--- START OF Given data ---

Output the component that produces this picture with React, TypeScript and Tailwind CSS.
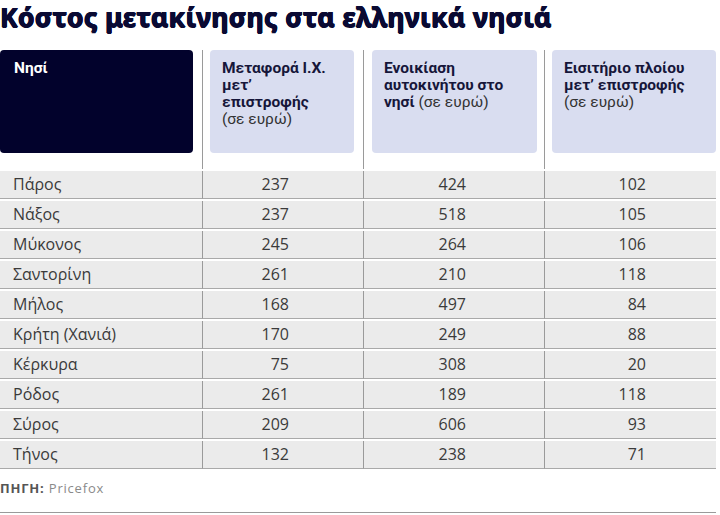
const rows: [string, number, number, number][] = [
  ["Πάρος", 237, 424, 102],
  ["Νάξος", 237, 518, 105],
  ["Μύκονος", 245, 264, 106],
  ["Σαντορίνη", 261, 210, 118],
  ["Μήλος", 168, 497, 84],
  ["Κρήτη (Χανιά)", 170, 249, 88],
  ["Κέρκυρα", 75, 308, 20],
  ["Ρόδος", 261, 189, 118],
  ["Σύρος", 209, 606, 93],
  ["Τήνος", 132, 238, 71],
]

export default function App() {
  return (
    <div className="w-[720px] h-[515px] bg-white overflow-hidden font-['Open_Sans',sans-serif]">
      <div className="h-[50px]">
        <h1 className="text-[26.5px] leading-[34px] tracking-[0.4px] font-bold text-[#0a0a33] font-['Noto_Sans',sans-serif] whitespace-nowrap [text-shadow:0.6px_0_0_#0a0a33,-0.6px_0_0_#0a0a33,0_0.5px_0_#0a0a33,0_-0.5px_0_#0a0a33]">
          Κόστος μετακίνησης στα ελληνικά νησιά
        </h1>
      </div>

      <div className="w-[716px] grid grid-cols-[202px_161px_181px_172px]">
        {/* header */}
        <div className="h-[119px] pr-[9px]">
          <div className="h-[103px] rounded-[4px] bg-[#02022c] px-[14px] pt-[10px] text-[15.5px] leading-[17px] font-bold text-white font-['Roboto',sans-serif]">
            Νησί
          </div>
        </div>
        <div className="h-[119px] border-l border-[#9a9a9a] pl-[7px] pr-[9px]">
          <div className="h-[103px] rounded-[4px] bg-[#d9ddf0] px-[12px] pt-[10px] text-[15.5px] leading-[17px] font-bold text-[#16163a] font-['Roboto',sans-serif]">
            Μεταφορά Ι.Χ.
            <br />
            μετ’
            <br />
            επιστροφής
            <br />
            <span className="font-normal text-[#333]">(σε ευρώ)</span>
          </div>
        </div>
        <div className="h-[119px] border-l border-[#9a9a9a] pl-[8px] pr-[7px]">
          <div className="h-[103px] rounded-[4px] bg-[#d9ddf0] px-[12px] pt-[10px] text-[15.5px] leading-[17px] font-bold text-[#16163a] font-['Roboto',sans-serif]">
            Ενοικίαση
            <br />
            αυτοκινήτου στο
            <br />
            νησί <span className="font-normal text-[#333]">(σε ευρώ)</span>
          </div>
        </div>
        <div className="h-[119px] border-l border-[#9a9a9a] pl-[7px]">
          <div className="h-[103px] rounded-[4px] bg-[#d9ddf0] px-[12px] pt-[10px] text-[15.5px] leading-[17px] font-bold text-[#16163a] font-['Roboto',sans-serif]">
            Εισιτήριο πλοίου
            <br />
            μετ’ επιστροφής
            <br />
            <span className="font-normal text-[#333]">(σε ευρώ)</span>
          </div>
        </div>

        {/* rows */}
        {rows.map(([name, a, b, c]) => (
          <div key={name} className="contents">
            <div className="h-[30px] border-t-2 border-white">
              <div className="h-full bg-[#ebebeb] border-b border-[#a9a9a9] pl-[13px] text-[16px] leading-[27px] text-[#3a3a3a]">
                {name}
              </div>
            </div>
            <div className="h-[30px] border-t-2 border-white">
              <div className="h-full bg-[#ebebeb] border-b border-[#a9a9a9] border-l border-l-[#9a9a9a] pr-[74px] text-right text-[16px] leading-[27px] text-[#3a3a3a]">
                {a}
              </div>
            </div>
            <div className="h-[30px] border-t-2 border-white">
              <div className="h-full bg-[#ebebeb] border-b border-[#a9a9a9] border-l border-l-[#9a9a9a] pr-[78px] text-right text-[16px] leading-[27px] text-[#3a3a3a]">
                {b}
              </div>
            </div>
            <div className="h-[30px] border-t-2 border-white">
              <div className="h-full bg-[#ebebeb] border-b border-[#a9a9a9] border-l border-l-[#9a9a9a] pr-[70px] text-right text-[16px] leading-[27px] text-[#3a3a3a]">
                {c}
              </div>
            </div>
          </div>
        ))}
      </div>

      <p className="mt-[11px] text-[13px] leading-[16px] tracking-[0.8px] text-[#8a8a8a]">
        <span className="font-bold text-[#555]">ΠΗΓΗ:</span> Pricefox
      </p>
      <div className="mt-[16px] w-[716px] border-t border-[#9a9a9a]" />
    </div>
  )
}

--- END OF Given data ---

*Brief:*
Do not copy the pictures, but repeat every line exactly.

*Task solution:*
Output the component that produces this picture with React, TypeScript and Tailwind CSS.
const rows: [string, number, number, number][] = [
  ["Πάρος", 237, 424, 102],
  ["Νάξος", 237, 518, 105],
  ["Μύκονος", 245, 264, 106],
  ["Σαντορίνη", 261, 210, 118],
  ["Μήλος", 168, 497, 84],
  ["Κρήτη (Χανιά)", 170, 249, 88],
  ["Κέρκυρα", 75, 308, 20],
  ["Ρόδος", 261, 189, 118],
  ["Σύρος", 209, 606, 93],
  ["Τήνος", 132, 238, 71],
]

export default function App() {
  return (
    <div className="w-[720px] h-[515px] bg-white overflow-hidden font-['Open_Sans',sans-serif]">
      <div className="h-[50px]">
        <h1 className="text-[26.5px] leading-[34px] tracking-[0.4px] font-bold text-[#0a0a33] font-['Noto_Sans',sans-serif] whitespace-nowrap [text-shadow:0.6px_0_0_#0a0a33,-0.6px_0_0_#0a0a33,0_0.5px_0_#0a0a33,0_-0.5px_0_#0a0a33]">
          Κόστος μετακίνησης στα ελληνικά νησιά
        </h1>
      </div>

      <div className="w-[716px] grid grid-cols-[202px_161px_181px_172px]">
        {/* header */}
        <div className="h-[119px] pr-[9px]">
          <div className="h-[103px] rounded-[4px] bg-[#02022c] px-[14px] pt-[10px] text-[15.5px] leading-[17px] font-bold text-white font-['Roboto',sans-serif]">
            Νησί
          </div>
        </div>
        <div className="h-[119px] border-l border-[#9a9a9a] pl-[7px] pr-[9px]">
          <div className="h-[103px] rounded-[4px] bg-[#d9ddf0] px-[12px] pt-[10px] text-[15.5px] leading-[17px] font-bold text-[#16163a] font-['Roboto',sans-serif]">
            Μεταφορά Ι.Χ.
            <br />
            μετ’
            <br />
            επιστροφής
            <br />
            <span className="font-normal text-[#333]">(σε ευρώ)</span>
          </div>
        </div>
        <div className="h-[119px] border-l border-[#9a9a9a] pl-[8px] pr-[7px]">
          <div className="h-[103px] rounded-[4px] bg-[#d9ddf0] px-[12px] pt-[10px] text-[15.5px] leading-[17px] font-bold text-[#16163a] font-['Roboto',sans-serif]">
            Ενοικίαση
            <br />
            αυτοκινήτου στο
            <br />
            νησί <span className="font-normal text-[#333]">(σε ευρώ)</span>
          </div>
        </div>
        <div className="h-[119px] border-l border-[#9a9a9a] pl-[7px]">
          <div className="h-[103px] rounded-[4px] bg-[#d9ddf0] px-[12px] pt-[10px] text-[15.5px] leading-[17px] font-bold text-[#16163a] font-['Roboto',sans-serif]">
            Εισιτήριο πλοίου
            <br />
            μετ’ επιστροφής
            <br />
            <span className="font-normal text-[#333]">(σε ευρώ)</span>
          </div>
        </div>

        {/* rows */}
        {rows.map(([name, a, b, c]) => (
          <div key={name} className="contents">
            <div className="h-[30px] border-t-2 border-white">
              <div className="h-full bg-[#ebebeb] border-b border-[#a9a9a9] pl-[13px] text-[16px] leading-[27px] text-[#3a3a3a]">
                {name}
              </div>
            </div>
            <div className="h-[30px] border-t-2 border-white">
              <div className="h-full bg-[#ebebeb] border-b border-[#a9a9a9] border-l border-l-[#9a9a9a] pr-[74px] text-right text-[16px] leading-[27px] text-[#3a3a3a]">
                {a}
              </div>
            </div>
            <div className="h-[30px] border-t-2 border-white">
              <div className="h-full bg-[#ebebeb] border-b border-[#a9a9a9] border-l border-l-[#9a9a9a] pr-[78px] text-right text-[16px] leading-[27px] text-[#3a3a3a]">
                {b}
              </div>
            </div>
            <div className="h-[30px] border-t-2 border-white">
              <div className="h-full bg-[#ebebeb] border-b border-[#a9a9a9] border-l border-l-[#9a9a9a] pr-[70px] text-right text-[16px] leading-[27px] text-[#3a3a3a]">
                {c}
              </div>
            </div>
          </div>
        ))}
      </div>

      <p className="mt-[11px] text-[13px] leading-[16px] tracking-[0.8px] text-[#8a8a8a]">
        <span className="font-bold text-[#555]">ΠΗΓΗ:</span> Pricefox
      </p>
      <div className="mt-[16px] w-[716px] border-t border-[#9a9a9a]" />
    </div>
  )
}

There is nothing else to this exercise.